* BEGIN Given information *

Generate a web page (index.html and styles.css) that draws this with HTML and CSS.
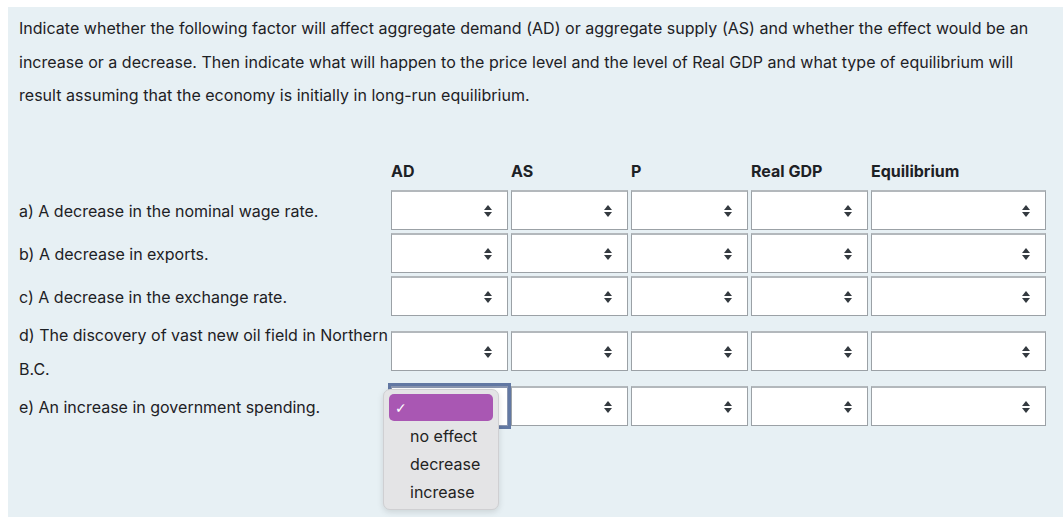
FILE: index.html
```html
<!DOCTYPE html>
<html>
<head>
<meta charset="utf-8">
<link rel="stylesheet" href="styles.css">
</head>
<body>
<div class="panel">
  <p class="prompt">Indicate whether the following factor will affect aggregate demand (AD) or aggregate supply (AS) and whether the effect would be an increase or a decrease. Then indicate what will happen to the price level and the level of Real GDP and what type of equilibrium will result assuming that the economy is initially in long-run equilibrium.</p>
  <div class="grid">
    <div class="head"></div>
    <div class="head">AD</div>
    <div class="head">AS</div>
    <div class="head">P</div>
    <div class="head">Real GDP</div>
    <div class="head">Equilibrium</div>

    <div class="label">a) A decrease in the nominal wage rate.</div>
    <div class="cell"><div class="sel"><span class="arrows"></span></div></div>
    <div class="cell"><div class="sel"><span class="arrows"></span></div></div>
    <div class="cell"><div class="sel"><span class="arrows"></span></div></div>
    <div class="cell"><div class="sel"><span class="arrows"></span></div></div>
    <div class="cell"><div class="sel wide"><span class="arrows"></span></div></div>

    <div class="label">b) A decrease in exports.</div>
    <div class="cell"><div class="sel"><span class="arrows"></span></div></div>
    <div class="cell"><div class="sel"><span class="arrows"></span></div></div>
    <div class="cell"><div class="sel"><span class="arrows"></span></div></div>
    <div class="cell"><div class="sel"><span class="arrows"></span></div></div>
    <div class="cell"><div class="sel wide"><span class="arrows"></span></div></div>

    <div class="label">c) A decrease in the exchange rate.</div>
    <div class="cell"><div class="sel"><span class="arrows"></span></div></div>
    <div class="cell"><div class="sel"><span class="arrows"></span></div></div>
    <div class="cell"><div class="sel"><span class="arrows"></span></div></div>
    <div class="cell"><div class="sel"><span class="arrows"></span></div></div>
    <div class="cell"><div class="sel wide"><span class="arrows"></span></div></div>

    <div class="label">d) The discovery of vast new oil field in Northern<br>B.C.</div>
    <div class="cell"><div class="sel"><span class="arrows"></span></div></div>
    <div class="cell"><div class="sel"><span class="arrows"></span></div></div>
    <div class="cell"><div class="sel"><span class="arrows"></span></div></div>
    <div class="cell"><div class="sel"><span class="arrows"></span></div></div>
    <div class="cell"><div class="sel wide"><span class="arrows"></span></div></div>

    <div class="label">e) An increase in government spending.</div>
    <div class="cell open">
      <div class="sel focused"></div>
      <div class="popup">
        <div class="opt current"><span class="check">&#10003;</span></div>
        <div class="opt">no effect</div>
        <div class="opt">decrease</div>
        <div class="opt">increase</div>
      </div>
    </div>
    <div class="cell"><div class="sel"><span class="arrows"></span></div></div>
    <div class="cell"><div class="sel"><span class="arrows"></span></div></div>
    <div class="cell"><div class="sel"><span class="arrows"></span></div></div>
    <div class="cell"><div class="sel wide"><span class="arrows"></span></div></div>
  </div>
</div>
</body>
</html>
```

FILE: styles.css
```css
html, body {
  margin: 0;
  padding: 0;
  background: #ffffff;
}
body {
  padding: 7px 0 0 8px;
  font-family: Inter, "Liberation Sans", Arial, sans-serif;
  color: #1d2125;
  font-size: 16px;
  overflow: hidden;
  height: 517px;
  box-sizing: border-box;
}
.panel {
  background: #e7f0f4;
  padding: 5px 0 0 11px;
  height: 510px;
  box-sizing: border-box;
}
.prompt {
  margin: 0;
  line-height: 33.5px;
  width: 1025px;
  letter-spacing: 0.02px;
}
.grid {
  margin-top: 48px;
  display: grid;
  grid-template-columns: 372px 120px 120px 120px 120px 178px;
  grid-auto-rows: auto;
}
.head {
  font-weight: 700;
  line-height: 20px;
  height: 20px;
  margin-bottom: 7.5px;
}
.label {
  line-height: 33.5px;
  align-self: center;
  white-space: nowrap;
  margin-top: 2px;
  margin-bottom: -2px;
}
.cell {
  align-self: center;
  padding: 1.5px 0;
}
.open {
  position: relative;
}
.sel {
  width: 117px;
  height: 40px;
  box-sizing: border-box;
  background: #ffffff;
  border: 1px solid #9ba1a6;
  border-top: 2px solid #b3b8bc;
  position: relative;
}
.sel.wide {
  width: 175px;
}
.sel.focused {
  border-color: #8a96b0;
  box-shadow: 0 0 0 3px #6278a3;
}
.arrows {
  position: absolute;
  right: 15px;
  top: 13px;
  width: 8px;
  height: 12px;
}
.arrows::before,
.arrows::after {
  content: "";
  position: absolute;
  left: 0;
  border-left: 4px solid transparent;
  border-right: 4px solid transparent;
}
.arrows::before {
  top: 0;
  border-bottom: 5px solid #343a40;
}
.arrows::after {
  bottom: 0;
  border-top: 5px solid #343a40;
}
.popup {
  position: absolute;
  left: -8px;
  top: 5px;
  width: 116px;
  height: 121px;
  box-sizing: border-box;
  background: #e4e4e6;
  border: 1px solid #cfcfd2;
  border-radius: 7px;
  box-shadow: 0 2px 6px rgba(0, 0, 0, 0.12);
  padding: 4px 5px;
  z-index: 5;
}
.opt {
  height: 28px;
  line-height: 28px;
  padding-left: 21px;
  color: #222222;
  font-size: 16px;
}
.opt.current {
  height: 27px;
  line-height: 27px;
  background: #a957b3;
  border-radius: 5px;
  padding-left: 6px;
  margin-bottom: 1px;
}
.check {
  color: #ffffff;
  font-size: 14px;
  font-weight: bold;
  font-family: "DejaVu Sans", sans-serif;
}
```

* END Given information *

▸ **What is being asked**:
Every line above should be returned word for word, with the pictures left behind.

▸ **Result**:
Generate a web page (index.html and styles.css) that draws this with HTML and CSS.
FILE: index.html
```html
<!DOCTYPE html>
<html>
<head>
<meta charset="utf-8">
<link rel="stylesheet" href="styles.css">
</head>
<body>
<div class="panel">
  <p class="prompt">Indicate whether the following factor will affect aggregate demand (AD) or aggregate supply (AS) and whether the effect would be an increase or a decrease. Then indicate what will happen to the price level and the level of Real GDP and what type of equilibrium will result assuming that the economy is initially in long-run equilibrium.</p>
  <div class="grid">
    <div class="head"></div>
    <div class="head">AD</div>
    <div class="head">AS</div>
    <div class="head">P</div>
    <div class="head">Real GDP</div>
    <div class="head">Equilibrium</div>

    <div class="label">a) A decrease in the nominal wage rate.</div>
    <div class="cell"><div class="sel"><span class="arrows"></span></div></div>
    <div class="cell"><div class="sel"><span class="arrows"></span></div></div>
    <div class="cell"><div class="sel"><span class="arrows"></span></div></div>
    <div class="cell"><div class="sel"><span class="arrows"></span></div></div>
    <div class="cell"><div class="sel wide"><span class="arrows"></span></div></div>

    <div class="label">b) A decrease in exports.</div>
    <div class="cell"><div class="sel"><span class="arrows"></span></div></div>
    <div class="cell"><div class="sel"><span class="arrows"></span></div></div>
    <div class="cell"><div class="sel"><span class="arrows"></span></div></div>
    <div class="cell"><div class="sel"><span class="arrows"></span></div></div>
    <div class="cell"><div class="sel wide"><span class="arrows"></span></div></div>

    <div class="label">c) A decrease in the exchange rate.</div>
    <div class="cell"><div class="sel"><span class="arrows"></span></div></div>
    <div class="cell"><div class="sel"><span class="arrows"></span></div></div>
    <div class="cell"><div class="sel"><span class="arrows"></span></div></div>
    <div class="cell"><div class="sel"><span class="arrows"></span></div></div>
    <div class="cell"><div class="sel wide"><span class="arrows"></span></div></div>

    <div class="label">d) The discovery of vast new oil field in Northern<br>B.C.</div>
    <div class="cell"><div class="sel"><span class="arrows"></span></div></div>
    <div class="cell"><div class="sel"><span class="arrows"></span></div></div>
    <div class="cell"><div class="sel"><span class="arrows"></span></div></div>
    <div class="cell"><div class="sel"><span class="arrows"></span></div></div>
    <div class="cell"><div class="sel wide"><span class="arrows"></span></div></div>

    <div class="label">e) An increase in government spending.</div>
    <div class="cell open">
      <div class="sel focused"></div>
      <div class="popup">
        <div class="opt current"><span class="check">&#10003;</span></div>
        <div class="opt">no effect</div>
        <div class="opt">decrease</div>
        <div class="opt">increase</div>
      </div>
    </div>
    <div class="cell"><div class="sel"><span class="arrows"></span></div></div>
    <div class="cell"><div class="sel"><span class="arrows"></span></div></div>
    <div class="cell"><div class="sel"><span class="arrows"></span></div></div>
    <div class="cell"><div class="sel wide"><span class="arrows"></span></div></div>
  </div>
</div>
</body>
</html>
```

FILE: styles.css
```css
html, body {
  margin: 0;
  padding: 0;
  background: #ffffff;
}
body {
  padding: 7px 0 0 8px;
  font-family: Inter, "Liberation Sans", Arial, sans-serif;
  color: #1d2125;
  font-size: 16px;
  overflow: hidden;
  height: 517px;
  box-sizing: border-box;
}
.panel {
  background: #e7f0f4;
  padding: 5px 0 0 11px;
  height: 510px;
  box-sizing: border-box;
}
.prompt {
  margin: 0;
  line-height: 33.5px;
  width: 1025px;
  letter-spacing: 0.02px;
}
.grid {
  margin-top: 48px;
  display: grid;
  grid-template-columns: 372px 120px 120px 120px 120px 178px;
  grid-auto-rows: auto;
}
.head {
  font-weight: 700;
  line-height: 20px;
  height: 20px;
  margin-bottom: 7.5px;
}
.label {
  line-height: 33.5px;
  align-self: center;
  white-space: nowrap;
  margin-top: 2px;
  margin-bottom: -2px;
}
.cell {
  align-self: center;
  padding: 1.5px 0;
}
.open {
  position: relative;
}
.sel {
  width: 117px;
  height: 40px;
  box-sizing: border-box;
  background: #ffffff;
  border: 1px solid #9ba1a6;
  border-top: 2px solid #b3b8bc;
  position: relative;
}
.sel.wide {
  width: 175px;
}
.sel.focused {
  border-color: #8a96b0;
  box-shadow: 0 0 0 3px #6278a3;
}
.arrows {
  position: absolute;
  right: 15px;
  top: 13px;
  width: 8px;
  height: 12px;
}
.arrows::before,
.arrows::after {
  content: "";
  position: absolute;
  left: 0;
  border-left: 4px solid transparent;
  border-right: 4px solid transparent;
}
.arrows::before {
  top: 0;
  border-bottom: 5px solid #343a40;
}
.arrows::after {
  bottom: 0;
  border-top: 5px solid #343a40;
}
.popup {
  position: absolute;
  left: -8px;
  top: 5px;
  width: 116px;
  height: 121px;
  box-sizing: border-box;
  background: #e4e4e6;
  border: 1px solid #cfcfd2;
  border-radius: 7px;
  box-shadow: 0 2px 6px rgba(0, 0, 0, 0.12);
  padding: 4px 5px;
  z-index: 5;
}
.opt {
  height: 28px;
  line-height: 28px;
  padding-left: 21px;
  color: #222222;
  font-size: 16px;
}
.opt.current {
  height: 27px;
  line-height: 27px;
  background: #a957b3;
  border-radius: 5px;
  padding-left: 6px;
  margin-bottom: 1px;
}
.check {
  color: #ffffff;
  font-size: 14px;
  font-weight: bold;
  font-family: "DejaVu Sans", sans-serif;
}
```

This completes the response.